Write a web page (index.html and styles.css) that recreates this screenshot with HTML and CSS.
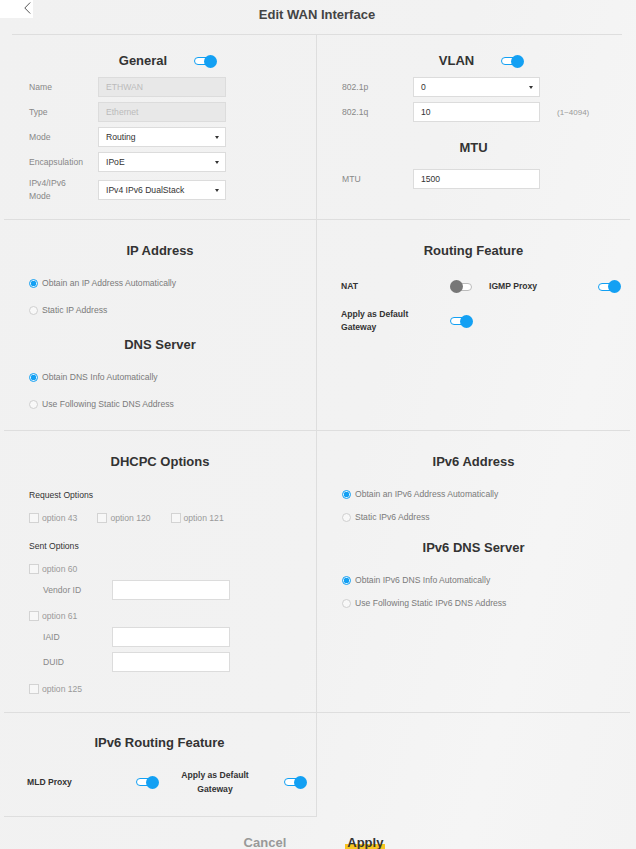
FILE: index.html
```html
<!DOCTYPE html>
<html lang="en">
<head>
  <meta charset="UTF-8" />
  <meta name="viewport" content="width=device-width, initial-scale=1" />
  <title>Edit WAN Interface</title>
  <link rel="stylesheet" href="styles.css">
</head>
<body>

<header class="page-head">
  <button class="back-btn" aria-label="Back">
    <svg width="7" height="12" viewBox="0 0 7 12"><path d="M6.2 0.5 L0.8 6 L6.2 11.5" fill="none" stroke="#555" stroke-width="1"/></svg>
  </button>
  <h1 class="page-title">Edit WAN Interface</h1>
</header>

<div class="panel">

  <!-- General -->
  <section class="cell cell-left">
    <div class="cell-head with-switch">
      <h2>General</h2>
      <span class="switch on"></span>
    </div>
    <div class="fields">
      <div class="field">
        <label>Name</label>
        <input class="input" type="text" value="ETHWAN" disabled>
      </div>
      <div class="field">
        <label>Type</label>
        <input class="input" type="text" value="Ethernet" disabled>
      </div>
      <div class="field">
        <label>Mode</label>
        <div class="select">Routing</div>
      </div>
      <div class="field">
        <label>Encapsulation</label>
        <div class="select">IPoE</div>
      </div>
      <div class="field">
        <label class="two-line">IPv4/IPv6<br>Mode</label>
        <div class="select">IPv4 IPv6 DualStack</div>
      </div>
    </div>
  </section>

  <!-- VLAN / MTU -->
  <section class="cell">
    <div class="cell-head with-switch">
      <h2>VLAN</h2>
      <span class="switch on"></span>
    </div>
    <div class="fields fields-right">
      <div class="field">
        <label>802.1p</label>
        <div class="select">0</div>
      </div>
      <div class="field">
        <label>802.1q</label>
        <input class="input" type="text" value="10">
        <span class="hint">(1~4094)</span>
      </div>
    </div>
    <div class="cell-head sub-head mtu-head">
      <h2>MTU</h2>
    </div>
    <div class="fields fields-right">
      <div class="field">
        <label>MTU</label>
        <input class="input" type="text" value="1500">
      </div>
    </div>
  </section>

  <!-- IP Address / DNS -->
  <section class="cell cell-left">
    <div class="cell-head"><h2>IP Address</h2></div>
    <div class="radio-list">
      <label class="radio"><input type="radio" name="ip" checked> Obtain an IP Address Automatically</label>
      <label class="radio"><input type="radio" name="ip"> Static IP Address</label>
    </div>
    <div class="cell-head sub-head dns-head"><h2>DNS Server</h2></div>
    <div class="radio-list">
      <label class="radio"><input type="radio" name="dns" checked> Obtain DNS Info Automatically</label>
      <label class="radio"><input type="radio" name="dns"> Use Following Static DNS Address</label>
    </div>
  </section>

  <!-- Routing Feature -->
  <section class="cell">
    <div class="cell-head"><h2>Routing Feature</h2></div>
    <div class="features">
      <div class="feature">
        <span class="feature-label">NAT</span>
        <span class="switch"></span>
      </div>
      <div class="feature">
        <span class="feature-label">IGMP Proxy</span>
        <span class="switch on"></span>
      </div>
      <div class="feature">
        <span class="feature-label">Apply as Default Gateway</span>
        <span class="switch on"></span>
      </div>
    </div>
  </section>

  <!-- DHCPC Options -->
  <section class="cell cell-left">
    <div class="cell-head"><h2>DHCPC Options</h2></div>
    <div class="group-title">Request Options</div>
    <div class="check-row">
      <label class="check"><input type="checkbox">option 43</label>
      <label class="check"><input type="checkbox">option 120</label>
      <label class="check"><input type="checkbox">option 121</label>
    </div>
    <div class="group-title sent-title">Sent Options</div>
    <label class="check check-line"><input type="checkbox">option 60</label>
    <div class="field sub-field">
      <label>Vendor ID</label>
      <input class="input" type="text">
    </div>
    <label class="check check-line opt61"><input type="checkbox">option 61</label>
    <div class="field sub-field">
      <label>IAID</label>
      <input class="input" type="text">
    </div>
    <div class="field sub-field duid">
      <label>DUID</label>
      <input class="input" type="text">
    </div>
    <label class="check check-line opt125"><input type="checkbox">option 125</label>
  </section>

  <!-- IPv6 Address / DNS -->
  <section class="cell">
    <div class="cell-head"><h2>IPv6 Address</h2></div>
    <div class="radio-list tight">
      <label class="radio"><input type="radio" name="ip6" checked> Obtain an IPv6 Address Automatically</label>
      <label class="radio"><input type="radio" name="ip6"> Static IPv6 Address</label>
    </div>
    <div class="cell-head sub-head dns6-head"><h2>IPv6 DNS Server</h2></div>
    <div class="radio-list tight">
      <label class="radio"><input type="radio" name="dns6" checked> Obtain IPv6 DNS Info Automatically</label>
      <label class="radio"><input type="radio" name="dns6"> Use Following Static IPv6 DNS Address</label>
    </div>
  </section>

  <!-- IPv6 Routing Feature -->
  <section class="cell cell-left cell-last">
    <div class="cell-head v6-head"><h2>IPv6 Routing Feature</h2></div>
    <div class="features features-v6">
      <div class="feature">
        <span class="feature-label">MLD Proxy</span>
        <span class="switch on"></span>
      </div>
      <div class="feature">
        <span class="feature-label">Apply as Default Gateway</span>
        <span class="switch on"></span>
      </div>
    </div>
  </section>
  <section class="cell cell-empty"></section>

</div>

<div class="actions">
  <button class="btn-cancel">Cancel</button>
  <button class="btn-apply">Apply</button>
</div>

</body>
</html>
```

FILE: styles.css
```css
html, body {
  margin: 0;
  height: 100vh;
  overflow: hidden;
}
body {
  font-family: "Liberation Sans", Arial, sans-serif;
  background: linear-gradient(105deg, #f1f1f1 0%, #f2f2f2 55%, #f5f5f5 80%, #f3f3f3 100%);
  color: #333;
}
.page-head {
  display: grid;
  grid-template-columns: 1fr auto 1fr;
  align-items: start;
  height: 35px;
  margin: 0 14px 0 12px;
  border-bottom: 1px solid #dedede;
  box-sizing: border-box;
}
.back-btn {
  margin-left: -12px;
  width: 33px;
  height: 18px;
  padding: 2px 2px 0 0;
  border: none;
  background: #fff;
  display: flex;
  justify-content: flex-end;
  align-items: flex-start;
  box-sizing: border-box;
  justify-self: start;
}
.page-title {
  margin: 0;
  padding-top: 6px;
  font-size: 13px;
  line-height: 18px;
  color: #444;
  font-weight: bold;
}
.panel {
  display: grid;
  grid-template-columns: 313px 313px;
  grid-template-rows: 185px 211px 282px 104px;
  margin: 0 6px 0 4px;
}
.cell {
  padding: 0 25px;
  border-bottom: 1px solid #dedede;
  box-sizing: border-box;
}
.cell-left {
  border-right: 1px solid #dedede;
}
.cell-empty {
  border-bottom: none;
}
.cell-head {
  display: flex;
  justify-content: center;
  align-items: center;
  height: 16px;
  padding-top: 23px;
}
.cell-head h2 {
  margin: 0;
  font-size: 13px;
  line-height: 16px;
  color: #333;
}
.with-switch {
  padding-top: 18px;
  padding-left: 16px;
  gap: 27px;
}
.sub-head {
  padding-top: 0;
}
.mtu-head { margin-top: 18px; }
.dns-head { margin-top: 20px; }
.dns6-head { margin-top: 16px; }
.v6-head { padding-top: 22px; }

/* switches */
.switch {
  position: relative;
  display: inline-block;
  width: 23px;
  height: 13px;
  flex-shrink: 0;
}
.switch::before {
  content: "";
  position: absolute;
  left: 0;
  right: 1px;
  top: 2.5px;
  height: 8px;
  border: 1px solid #bbb;
  border-radius: 5px;
  background: #fff;
  box-sizing: border-box;
}
.switch::after {
  content: "";
  position: absolute;
  left: 0;
  top: 0;
  width: 13px;
  height: 13px;
  border-radius: 50%;
  background: #777;
}
.switch.on::before {
  border-color: #13a0f3;
  right: 4px;
}
.switch.on::after {
  left: auto;
  right: 0;
  background: #13a0f3;
}

/* form fields */
.fields {
  display: flex;
  flex-direction: column;
  gap: 5px;
  margin-top: 8px;
}
.field {
  display: flex;
  align-items: center;
  min-height: 20px;
}
.field label {
  width: 69px;
  flex-shrink: 0;
  font-size: 8.6px;
  color: #888;
}
.fields-right .field label {
  width: 71px;
}
.mtu-head + .fields {
  margin-top: 13px;
}
.field .two-line {
  line-height: 13px;
  padding: 0;
}
.input,
.select {
  width: 128px;
  height: 20px;
  padding: 0 7px;
  border: 1px solid #dcdcdc;
  background: #fff;
  font-family: inherit;
  font-size: 8.6px;
  color: #333;
  box-sizing: border-box;
  border-radius: 0;
  outline: none;
}
.fields-right .input,
.fields-right .select {
  width: 127px;
}
.input:disabled {
  background: #e8e8e8;
  color: #bbb;
}
.select {
  position: relative;
  display: flex;
  align-items: center;
}
.select::after {
  content: "";
  position: absolute;
  right: 6px;
  top: 8px;
  border-left: 2.5px solid transparent;
  border-right: 2.5px solid transparent;
  border-top: 3.5px solid #333;
}
.hint {
  margin-left: 17px;
  font-size: 8px;
  color: #999;
}

/* radios */
.radio-list {
  display: flex;
  flex-direction: column;
  gap: 13px;
  margin-top: 17px;
}
.radio-list.tight {
  gap: 9px;
}
.radio {
  display: flex;
  align-items: center;
  height: 14px;
  font-size: 8.6px;
  color: #7a7a7a;
}
.radio input {
  appearance: none;
  width: 9px;
  height: 9px;
  margin: 0 4px 0 0;
  border: 1px solid #cfcfcf;
  border-radius: 50%;
  background: #f8f8f8;
  box-sizing: border-box;
}
.radio input:checked {
  border-color: #13a0f3;
  background: radial-gradient(circle, #13a0f3 0 2.6px, #dff1fd 3px);
}

/* routing features */
.features {
  display: grid;
  grid-template-columns: 132px 132px;
  column-gap: 16px;
  row-gap: 15px;
  margin-top: 21px;
  margin-left: -1px;
}
.feature {
  display: flex;
  justify-content: space-between;
  align-items: center;
}
.feature-label {
  max-width: 80px;
  font-size: 8.6px;
  line-height: 13px;
  font-weight: bold;
  color: #333;
}
.features-v6 {
  margin-top: 17px;
}
.features-v6 .feature-label {
  line-height: 14px;
  text-align: center;
}
.cell-last {
  padding-left: 24px;
}

/* dhcpc */
.group-title {
  margin-top: 19px;
  font-size: 8.6px;
  line-height: 12px;
  color: #333;
}
.sent-title {
  margin-top: 15px;
}
.check-row {
  display: flex;
  gap: 20px;
  margin-top: 10px;
}
.check {
  display: flex;
  align-items: center;
  height: 14px;
  font-size: 8.6px;
  color: #9a9a9a;
}
.check input {
  appearance: none;
  width: 10px;
  height: 10px;
  margin: 0 3px 0 0;
  border: 1px solid #d3d3d3;
  background: #f7f7f7;
  box-sizing: border-box;
}
.check-line {
  margin-top: 10px;
}
.opt61 { margin-top: 9px; }
.opt125 { margin-top: 10px; }
.sub-field {
  margin-top: 4px;
  padding-left: 14px;
}
.sub-field .input {
  width: 118px;
}
.duid {
  margin-top: 5px;
}

/* buttons */
.actions {
  display: flex;
  justify-content: center;
  gap: 57px;
  margin-top: 18px;
  padding-right: 9px;
}
.actions button {
  padding: 0 2px;
  border: none;
  background: none;
  font-family: inherit;
  font-size: 13px;
  line-height: 16px;
  font-weight: bold;
}
.btn-cancel {
  color: #999;
}
.btn-apply {
  color: #333;
  background: linear-gradient(to bottom, transparent 9px, #f7c520 9px) !important;
}
```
##########
◆ **Job**: Lines containing the word "with" must all be returned from the material above.

◆ **Exercise output**:
Write a web page (index.html and styles.css) that recreates this screenshot with HTML and CSS.
    <div class="cell-head with-switch">
    <div class="cell-head with-switch">
.with-switch {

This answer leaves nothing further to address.